Your body needs protein to perform essential functions, like cell building. If you don’t have enough protein, your body will essentially eat itself to make more by way of breaking down your own tissues, according to the Harvard School of Public Health. There’s no exact science to determine how much protein you need per day, but a good estimate is about 8 g for every 20 lbs. you weigh. You can get this protein from many more food sources than just meat.
Meat is perhaps the most common protein source in the United States. Meat gets bad press sometimes because of its high saturated fat content, but if you choose lean cuts of meat and eat fatty cuts in moderation, you can avoid the health risks associated with this protein source.
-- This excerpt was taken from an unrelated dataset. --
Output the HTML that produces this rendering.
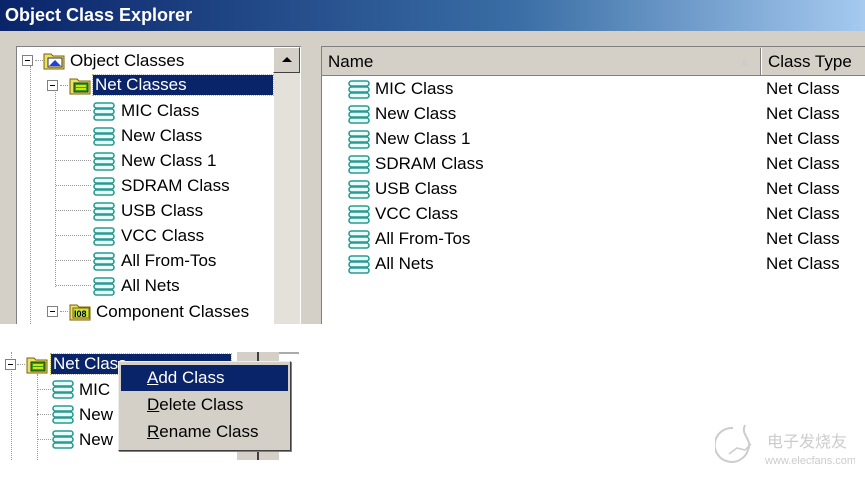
<!DOCTYPE html>
<html><head><meta charset="utf-8"><style>
*{margin:0;padding:0;box-sizing:border-box}
body{width:865px;height:477px;background:#fff;position:relative;overflow:hidden;font-family:"Liberation Sans",sans-serif;font-size:17px;color:#000}
.abs{position:absolute}
.title{left:0;top:0;width:865px;height:31px;background:linear-gradient(90deg,#0a246a 0%,#3a6ea5 60%,#a6caf0 100%);color:#fff;font-weight:bold;font-size:18px;padding:5px 0 0 5px}
.gray{left:0;top:31px;width:865px;height:293px;background:#d4d0c8}
.tree{left:16px;top:46px;width:285px;height:278px;background:#fff;border-top:1px solid #808080;border-left:1px solid #808080}
.sb{left:273px;top:47px;width:27px;height:277px;background:#e4e1db;border-left:1px solid #fff}
.sbtn{left:273px;top:47px;width:27px;height:26px;background:#d4d0c8;border:1px solid;border-color:#fff #404040 #404040 #fff}
.list{left:321px;top:46px;width:544px;height:278px;background:#fff;border-top:1px solid #808080;border-left:1px solid #808080}
.hdr{left:322px;top:47px;width:543px;height:29px;background:#d4d0c8;border-bottom:1px solid #808080}
.t{position:absolute;white-space:nowrap;line-height:20px}
.pm{position:absolute;width:11px;height:11px;border:1px solid #808080;background:#fff}
.pm:after{content:"";position:absolute;left:2px;top:4px;width:5px;height:1px;background:#000}
.dv{position:absolute;border-left:1px dotted #999}
.dh{position:absolute;border-top:1px dotted #999}
.sel{background:#0a246a;color:#fff;outline:1px dotted #c8c040}
.menu{left:118px;top:361px;width:173px;height:90px;background:#d4d0c8;border:1px solid;border-color:#eee #404040 #404040 #eee;box-shadow:1px 1px 0 #808080}
</style></head><body>
<svg width="0" height="0" style="position:absolute"><defs>
<g id="n"><rect x="1" y="1" width="20" height="5" rx="2.5" fill="#e8fbf8" stroke="#2a9a90" stroke-width="1.6"/><rect x="1" y="7" width="20" height="5" rx="2.5" fill="#e8fbf8" stroke="#2a9a90" stroke-width="1.6"/><rect x="1" y="13" width="20" height="5" rx="2.5" fill="#e8fbf8" stroke="#2a9a90" stroke-width="1.6"/></g>
<g id="f"><path d="M1 4h7l2 2h11v13H1z" fill="#e8e070" stroke="#806000"/><rect x="5" y="8" width="14" height="9" fill="#3a9a20" stroke="#104000"/><path d="M7 11h10M7 14h10" stroke="#ff0" stroke-width="1.5"/></g>
</defs></svg>
<div class="abs title">Object Class Explorer</div>
<div class="abs gray"></div>
<div class="abs tree"></div>
<div class="abs sb"></div>
<div class="abs sbtn"><div style="position:absolute;left:8px;top:9px;width:0;height:0;border-left:5px solid transparent;border-right:5px solid transparent;border-bottom:5px solid #000"></div></div>
<div class="abs list"></div>
<div class="abs hdr"><div class="t" style="left:6px;top:5px">Name</div><div class="t" style="left:416px;top:5px;color:#ccc;font-size:13px">▲</div><div style="position:absolute;left:438px;top:1px;width:2px;height:27px;border-left:1px solid #808080;border-right:1px solid #fff"></div><div class="t" style="left:446px;top:5px">Class Type</div></div>

<!-- tree top -->
<div class="dv" style="left:30px;top:66px;height:258px"></div>
<div class="dv" style="left:55px;top:92px;height:195px"></div>
<div class="pm" style="left:22px;top:55px"></div>
<div class="dh" style="left:35px;top:60px;width:8px"></div>
<svg class="abs" style="left:43px;top:50px" width="22" height="20"><path d="M1 4h7l2 2h11v13H1z" fill="#e8e070" stroke="#806000"/><rect x="5" y="8" width="14" height="9" fill="#fff" stroke="#333"/><path d="M6 16l6-6 6 6z" fill="#2040e0"/></svg>
<div class="t" style="left:70px;top:51px">Object Classes</div>
<div class="pm" style="left:47px;top:80px"></div>
<div class="dh" style="left:60px;top:85px;width:8px"></div>
<svg class="abs" style="left:69px;top:75px" width="22" height="20"><use href="#f"/></svg>
<div class="t sel" style="left:93px;top:75px;width:180px;padding-left:2px">Net Classes</div>
<div class="pm" style="left:47px;top:306px"></div>
<div class="dh" style="left:60px;top:311px;width:8px"></div>
<svg class="abs" style="left:69px;top:301px" width="22" height="20"><path d="M1 4h7l2 2h11v13H1z" fill="#e8e070" stroke="#806000"/><rect x="4" y="7" width="16" height="10" fill="#c8e840" stroke="#806000"/><text x="5" y="16" font-size="9" font-family="Liberation Sans" font-weight="bold" fill="#000">I08</text></svg>
<div class="t" style="left:96px;top:302px">Component Classes</div>

<!-- tree items -->
<div id="ti"></div>
<div id="li"></div>

<!-- bottom crop -->
<div class="abs" style="left:236px;top:352px;width:22px;height:108px;background:#d4d0c8;border-left:1px solid #fff"></div>
<div class="abs" style="left:257px;top:352px;width:2px;height:108px;background:#404040"></div>
<div class="abs" style="left:259px;top:352px;width:20px;height:108px;background:#d4d0c8"></div>
<div class="abs" style="left:279px;top:352px;width:20px;height:2px;background:#aaa"></div>
<div class="dv" style="left:11px;top:352px;height:108px"></div>
<div class="dv" style="left:37px;top:374px;height:86px"></div>
<div class="pm" style="left:5px;top:359px"></div>
<div class="dh" style="left:17px;top:364px;width:8px"></div>
<svg class="abs" style="left:26px;top:354px" width="22" height="20"><use href="#f"/></svg>
<div class="t sel" style="left:51px;top:354px;width:180px;padding-left:2px">Net Class</div>
<div class="dh" style="left:37px;top:389px;width:14px"></div>
<svg class="abs" style="left:52px;top:380px" width="22" height="20"><use href="#n"/></svg>
<div class="t" style="left:79px;top:380px">MIC</div>
<div class="dh" style="left:37px;top:414px;width:14px"></div>
<svg class="abs" style="left:52px;top:405px" width="22" height="20"><use href="#n"/></svg>
<div class="t" style="left:79px;top:405px">New</div>
<div class="dh" style="left:37px;top:439px;width:14px"></div>
<svg class="abs" style="left:52px;top:430px" width="22" height="20"><use href="#n"/></svg>
<div class="t" style="left:79px;top:430px">New</div>
<div class="abs menu">
<div class="t" style="left:2px;top:3px;width:167px;height:26px;background:#0a246a;color:#fff;padding:3px 0 0 26px"><u>A</u>dd Class</div>
<div class="t" style="left:28px;top:33px"><u>D</u>elete Class</div>
<div class="t" style="left:28px;top:60px"><u>R</u>ename Class</div>
</div>

<!-- watermark -->
<svg class="abs" style="left:715px;top:420px" width="140" height="50"><path d="M30 5c-5 10 8 14 3 25a17 17 0 1 1-15-22" fill="none" stroke="#ccc" stroke-width="2"/><path d="M14 34l8-6 8 2 6-6" fill="none" stroke="#ccc" stroke-width="1.5"/>
<text x="52" y="27" font-size="16" font-family="Noto Sans CJK SC,sans-serif" fill="#ccc">电子发烧友</text>
<text x="50" y="44" font-size="11" font-family="Liberation Sans,sans-serif" fill="#ccc">www.elecfans.com</text></svg>

<script>
var names=["MIC Class","New Class","New Class 1","SDRAM Class","USB Class","VCC Class","All From-Tos","All Nets"];
var h="",l="";
names.forEach(function(n,i){
 var y=101+i*25;
 h+='<div class="dh" style="left:56px;top:'+(y+9)+'px;width:35px"></div>';
 h+='<svg class="abs" style="left:93px;top:'+(y+1)+'px" width="22" height="20"><use href="#n"/></svg>';
 h+='<div class="t" style="left:121px;top:'+y+'px">'+n+'</div>';
 var z=79+i*25;
 l+='<svg class="abs" style="left:348px;top:'+(z+1)+'px" width="22" height="20"><use href="#n"/></svg>';
 l+='<div class="t" style="left:375px;top:'+z+'px">'+n+'</div>';
 l+='<div class="t" style="left:766px;top:'+z+'px">Net Class</div>';
});
document.getElementById("ti").outerHTML=h;
document.getElementById("li").outerHTML=l;
</script>
</body></html>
Aside from protein, meat provides iron and other important nutrients essential for a woman’s overall good health. A one-half fillet serving of halibut contains 42 g protein. A one-half chicken breast serving gives you 31 g. You’ll get 29 g from a 3-oz. serving of beef round steak.
Eggs and Dairy Products
Fat-free and low-fat dairy products make for an excellent source of dietary protein. You get from between 6 and 9 g for 1 cup of milk or yogurt. You get around that much from 1 oz. of cheese as well. An extra large egg has 7 g, so if you have two for breakfast, that’s 14 g of protein. If you can’t consume dairy products, plant milks provide similar amounts of protein. A cup of soy milk has just over 8 g.
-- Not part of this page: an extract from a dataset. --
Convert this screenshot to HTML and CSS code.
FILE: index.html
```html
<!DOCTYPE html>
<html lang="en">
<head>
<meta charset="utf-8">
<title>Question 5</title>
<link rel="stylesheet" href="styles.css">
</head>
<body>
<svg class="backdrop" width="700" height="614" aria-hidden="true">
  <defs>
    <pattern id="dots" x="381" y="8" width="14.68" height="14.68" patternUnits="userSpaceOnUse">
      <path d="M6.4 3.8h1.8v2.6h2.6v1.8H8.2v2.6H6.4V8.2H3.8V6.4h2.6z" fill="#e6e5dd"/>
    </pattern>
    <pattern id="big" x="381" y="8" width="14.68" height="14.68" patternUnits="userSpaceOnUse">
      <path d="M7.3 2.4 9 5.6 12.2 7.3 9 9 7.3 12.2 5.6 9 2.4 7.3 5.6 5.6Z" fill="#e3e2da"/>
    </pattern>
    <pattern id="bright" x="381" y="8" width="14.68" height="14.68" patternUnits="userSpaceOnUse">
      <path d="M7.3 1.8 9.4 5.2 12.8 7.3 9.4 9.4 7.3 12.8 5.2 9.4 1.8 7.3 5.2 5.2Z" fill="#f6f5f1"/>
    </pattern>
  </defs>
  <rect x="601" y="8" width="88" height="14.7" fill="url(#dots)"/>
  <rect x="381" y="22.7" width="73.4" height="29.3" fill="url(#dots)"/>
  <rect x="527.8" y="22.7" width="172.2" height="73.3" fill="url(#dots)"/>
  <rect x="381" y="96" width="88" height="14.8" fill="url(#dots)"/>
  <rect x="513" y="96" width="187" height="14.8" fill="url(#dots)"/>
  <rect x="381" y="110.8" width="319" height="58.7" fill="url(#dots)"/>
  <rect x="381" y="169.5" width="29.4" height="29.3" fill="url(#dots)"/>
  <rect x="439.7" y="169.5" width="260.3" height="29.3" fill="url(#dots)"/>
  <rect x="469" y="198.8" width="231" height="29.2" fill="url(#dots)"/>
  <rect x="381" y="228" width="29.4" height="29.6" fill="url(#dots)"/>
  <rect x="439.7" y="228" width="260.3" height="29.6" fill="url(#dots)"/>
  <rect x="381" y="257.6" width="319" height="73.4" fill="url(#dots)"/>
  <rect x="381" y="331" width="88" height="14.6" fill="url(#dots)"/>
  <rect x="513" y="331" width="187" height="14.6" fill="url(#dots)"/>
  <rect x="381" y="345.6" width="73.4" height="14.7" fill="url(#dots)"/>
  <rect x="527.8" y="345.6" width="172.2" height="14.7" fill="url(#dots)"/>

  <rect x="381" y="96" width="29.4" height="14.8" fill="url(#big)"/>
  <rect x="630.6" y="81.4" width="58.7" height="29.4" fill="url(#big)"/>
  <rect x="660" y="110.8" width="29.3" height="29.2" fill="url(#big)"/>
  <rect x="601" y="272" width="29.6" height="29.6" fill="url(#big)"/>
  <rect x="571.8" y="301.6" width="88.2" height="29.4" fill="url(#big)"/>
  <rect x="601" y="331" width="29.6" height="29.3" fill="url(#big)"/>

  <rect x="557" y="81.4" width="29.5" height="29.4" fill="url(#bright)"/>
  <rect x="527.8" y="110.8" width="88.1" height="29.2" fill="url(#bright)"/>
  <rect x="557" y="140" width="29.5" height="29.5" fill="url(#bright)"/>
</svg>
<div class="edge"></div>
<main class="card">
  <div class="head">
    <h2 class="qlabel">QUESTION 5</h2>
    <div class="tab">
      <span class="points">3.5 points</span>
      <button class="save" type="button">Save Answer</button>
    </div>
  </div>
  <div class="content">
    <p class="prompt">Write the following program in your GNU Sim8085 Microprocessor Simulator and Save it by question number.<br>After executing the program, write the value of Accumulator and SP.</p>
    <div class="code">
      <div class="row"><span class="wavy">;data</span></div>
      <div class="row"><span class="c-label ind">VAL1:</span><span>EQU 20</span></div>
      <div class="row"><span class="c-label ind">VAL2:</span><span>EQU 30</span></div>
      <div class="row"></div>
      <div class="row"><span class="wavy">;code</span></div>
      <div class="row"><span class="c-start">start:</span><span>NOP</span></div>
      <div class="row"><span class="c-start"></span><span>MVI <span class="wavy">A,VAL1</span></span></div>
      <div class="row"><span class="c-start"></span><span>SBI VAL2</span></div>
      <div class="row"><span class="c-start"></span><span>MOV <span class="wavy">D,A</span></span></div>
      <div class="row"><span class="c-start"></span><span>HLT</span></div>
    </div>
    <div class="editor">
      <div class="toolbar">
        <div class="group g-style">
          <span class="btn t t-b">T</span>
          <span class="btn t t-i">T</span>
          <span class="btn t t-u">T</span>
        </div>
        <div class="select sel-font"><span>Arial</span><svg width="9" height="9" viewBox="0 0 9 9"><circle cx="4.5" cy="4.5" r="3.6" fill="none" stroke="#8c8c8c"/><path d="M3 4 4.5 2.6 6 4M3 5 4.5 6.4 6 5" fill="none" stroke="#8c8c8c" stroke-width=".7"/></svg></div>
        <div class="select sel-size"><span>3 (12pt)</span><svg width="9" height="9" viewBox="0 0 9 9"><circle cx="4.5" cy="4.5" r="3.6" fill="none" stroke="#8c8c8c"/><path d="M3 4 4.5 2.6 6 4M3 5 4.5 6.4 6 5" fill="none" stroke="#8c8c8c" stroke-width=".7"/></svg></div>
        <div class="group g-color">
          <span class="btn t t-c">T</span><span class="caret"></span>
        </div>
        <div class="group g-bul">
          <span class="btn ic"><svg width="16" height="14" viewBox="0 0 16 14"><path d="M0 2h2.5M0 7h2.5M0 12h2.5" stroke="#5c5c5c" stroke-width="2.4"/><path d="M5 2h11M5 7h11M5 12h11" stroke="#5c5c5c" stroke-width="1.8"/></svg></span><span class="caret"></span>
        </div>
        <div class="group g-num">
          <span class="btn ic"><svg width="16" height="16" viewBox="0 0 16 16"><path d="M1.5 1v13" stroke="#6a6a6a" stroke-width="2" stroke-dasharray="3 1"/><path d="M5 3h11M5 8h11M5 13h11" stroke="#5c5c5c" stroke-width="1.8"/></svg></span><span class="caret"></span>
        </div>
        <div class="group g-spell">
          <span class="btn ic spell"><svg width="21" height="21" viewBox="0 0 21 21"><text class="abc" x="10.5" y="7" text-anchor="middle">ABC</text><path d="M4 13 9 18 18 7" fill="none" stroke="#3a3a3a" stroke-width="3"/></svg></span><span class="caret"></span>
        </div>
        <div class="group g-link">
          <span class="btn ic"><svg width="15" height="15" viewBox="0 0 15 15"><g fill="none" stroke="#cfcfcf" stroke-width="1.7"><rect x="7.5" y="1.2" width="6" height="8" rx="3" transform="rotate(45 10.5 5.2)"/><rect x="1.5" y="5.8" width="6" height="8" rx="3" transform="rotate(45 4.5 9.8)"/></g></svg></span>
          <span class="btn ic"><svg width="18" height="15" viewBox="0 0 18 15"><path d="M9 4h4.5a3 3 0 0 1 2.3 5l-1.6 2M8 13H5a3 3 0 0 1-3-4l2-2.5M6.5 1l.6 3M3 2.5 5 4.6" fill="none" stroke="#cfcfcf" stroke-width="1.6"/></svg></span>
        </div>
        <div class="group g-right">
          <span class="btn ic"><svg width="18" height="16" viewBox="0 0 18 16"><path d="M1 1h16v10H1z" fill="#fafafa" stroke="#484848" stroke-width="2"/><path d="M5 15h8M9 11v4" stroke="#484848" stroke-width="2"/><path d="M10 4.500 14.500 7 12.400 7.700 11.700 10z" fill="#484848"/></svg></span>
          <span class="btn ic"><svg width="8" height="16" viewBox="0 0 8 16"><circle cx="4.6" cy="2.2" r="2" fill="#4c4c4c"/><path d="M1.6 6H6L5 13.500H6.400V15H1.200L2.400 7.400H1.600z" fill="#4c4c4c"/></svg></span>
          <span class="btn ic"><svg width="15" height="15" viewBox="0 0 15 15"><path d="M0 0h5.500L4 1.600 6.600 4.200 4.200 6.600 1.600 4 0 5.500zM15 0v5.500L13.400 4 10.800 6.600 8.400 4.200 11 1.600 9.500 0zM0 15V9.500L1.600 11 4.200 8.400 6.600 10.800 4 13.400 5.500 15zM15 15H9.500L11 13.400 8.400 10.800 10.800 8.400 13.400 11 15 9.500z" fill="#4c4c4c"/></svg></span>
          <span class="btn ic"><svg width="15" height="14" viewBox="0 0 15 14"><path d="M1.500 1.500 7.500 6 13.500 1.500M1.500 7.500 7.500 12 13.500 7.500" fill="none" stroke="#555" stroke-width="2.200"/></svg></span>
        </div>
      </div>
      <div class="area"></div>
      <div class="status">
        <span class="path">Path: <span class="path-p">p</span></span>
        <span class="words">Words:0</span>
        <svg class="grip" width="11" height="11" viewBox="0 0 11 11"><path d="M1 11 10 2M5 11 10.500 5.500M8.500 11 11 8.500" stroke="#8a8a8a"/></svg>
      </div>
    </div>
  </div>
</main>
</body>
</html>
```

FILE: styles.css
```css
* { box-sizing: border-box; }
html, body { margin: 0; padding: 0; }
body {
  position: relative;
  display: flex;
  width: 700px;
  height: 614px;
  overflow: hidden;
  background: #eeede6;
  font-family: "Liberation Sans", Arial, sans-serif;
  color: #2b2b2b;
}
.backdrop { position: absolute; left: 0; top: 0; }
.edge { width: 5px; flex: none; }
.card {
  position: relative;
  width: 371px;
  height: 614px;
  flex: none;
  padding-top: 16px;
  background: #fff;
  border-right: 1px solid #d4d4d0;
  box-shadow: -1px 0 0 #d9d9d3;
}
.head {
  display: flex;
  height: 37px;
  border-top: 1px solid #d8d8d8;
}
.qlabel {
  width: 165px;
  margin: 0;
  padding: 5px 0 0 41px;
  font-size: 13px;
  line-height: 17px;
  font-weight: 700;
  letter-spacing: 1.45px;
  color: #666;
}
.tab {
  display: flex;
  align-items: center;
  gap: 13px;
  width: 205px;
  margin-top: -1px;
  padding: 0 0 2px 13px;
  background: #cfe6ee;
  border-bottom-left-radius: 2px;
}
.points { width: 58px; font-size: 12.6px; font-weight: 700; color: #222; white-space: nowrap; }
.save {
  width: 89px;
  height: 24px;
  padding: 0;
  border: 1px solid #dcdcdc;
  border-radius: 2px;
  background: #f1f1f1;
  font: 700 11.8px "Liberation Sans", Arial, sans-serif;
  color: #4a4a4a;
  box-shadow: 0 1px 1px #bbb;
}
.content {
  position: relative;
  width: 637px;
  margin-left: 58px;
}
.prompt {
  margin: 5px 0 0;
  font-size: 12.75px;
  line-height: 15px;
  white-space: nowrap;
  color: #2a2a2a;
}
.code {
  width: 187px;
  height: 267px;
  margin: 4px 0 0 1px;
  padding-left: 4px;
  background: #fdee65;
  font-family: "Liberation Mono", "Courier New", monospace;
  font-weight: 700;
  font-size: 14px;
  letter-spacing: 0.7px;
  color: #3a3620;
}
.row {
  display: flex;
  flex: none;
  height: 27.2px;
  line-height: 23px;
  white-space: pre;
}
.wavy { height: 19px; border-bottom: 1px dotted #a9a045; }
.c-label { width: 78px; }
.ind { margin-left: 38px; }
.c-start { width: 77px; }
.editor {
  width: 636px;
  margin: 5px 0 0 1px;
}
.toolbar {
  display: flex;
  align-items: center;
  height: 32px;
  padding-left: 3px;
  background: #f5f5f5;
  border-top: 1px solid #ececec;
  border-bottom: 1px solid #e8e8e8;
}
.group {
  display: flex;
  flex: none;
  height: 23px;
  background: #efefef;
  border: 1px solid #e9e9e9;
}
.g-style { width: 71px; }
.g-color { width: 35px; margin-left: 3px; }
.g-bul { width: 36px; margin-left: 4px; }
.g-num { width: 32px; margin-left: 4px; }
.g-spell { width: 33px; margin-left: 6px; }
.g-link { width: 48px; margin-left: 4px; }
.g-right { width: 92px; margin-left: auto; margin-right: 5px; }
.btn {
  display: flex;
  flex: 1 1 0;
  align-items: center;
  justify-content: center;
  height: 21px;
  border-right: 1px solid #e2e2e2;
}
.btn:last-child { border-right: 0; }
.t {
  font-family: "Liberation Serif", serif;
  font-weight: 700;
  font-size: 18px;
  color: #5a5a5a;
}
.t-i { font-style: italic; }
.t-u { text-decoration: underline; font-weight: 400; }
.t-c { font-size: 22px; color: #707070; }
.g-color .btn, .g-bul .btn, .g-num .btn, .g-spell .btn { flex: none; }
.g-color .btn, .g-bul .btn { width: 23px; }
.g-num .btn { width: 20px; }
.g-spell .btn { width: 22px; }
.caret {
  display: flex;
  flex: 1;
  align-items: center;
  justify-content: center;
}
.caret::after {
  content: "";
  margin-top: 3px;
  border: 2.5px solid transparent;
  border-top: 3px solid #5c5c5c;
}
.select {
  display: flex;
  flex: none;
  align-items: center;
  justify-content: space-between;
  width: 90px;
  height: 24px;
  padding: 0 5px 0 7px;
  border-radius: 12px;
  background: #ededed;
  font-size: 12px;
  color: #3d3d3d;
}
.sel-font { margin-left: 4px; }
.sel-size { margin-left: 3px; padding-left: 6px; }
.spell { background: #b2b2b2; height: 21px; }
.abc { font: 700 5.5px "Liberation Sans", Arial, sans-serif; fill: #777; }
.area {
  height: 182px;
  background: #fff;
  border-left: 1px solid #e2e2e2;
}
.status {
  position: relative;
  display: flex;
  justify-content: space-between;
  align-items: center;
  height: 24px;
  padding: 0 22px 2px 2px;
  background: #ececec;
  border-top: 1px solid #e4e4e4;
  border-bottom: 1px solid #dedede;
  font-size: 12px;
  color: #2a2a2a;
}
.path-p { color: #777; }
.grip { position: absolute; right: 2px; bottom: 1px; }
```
Several plant foods provide protein and are the mainstay of vegetarian and vegan diets. You can incorporate them into your diet, even if you eat meat, because they’re a low-fat, low-calorie way to meet your daily protein needs. Soy foods are perhaps the most famous plant-based proteins. One cup of cooked soybeans contains more than 28 g of protein, which is only 1 or 2 g shy of the amount you get in 3 oz. of beef. Other vegetables and grains contain protein as well. One cup of wild rice contains around 7 g, as does 1 cup of frozen spinach or 1 cup of shelled peas. A cup of broccoli contains close to 6 g. Legumes, like beans ad nuts, round out the vegetarian protein profile with their high levels of this essential nutrient. A cup of cooked lima beans has nearly 12 oz., and 1 tbsp. of peanut butter has just more than 4 g.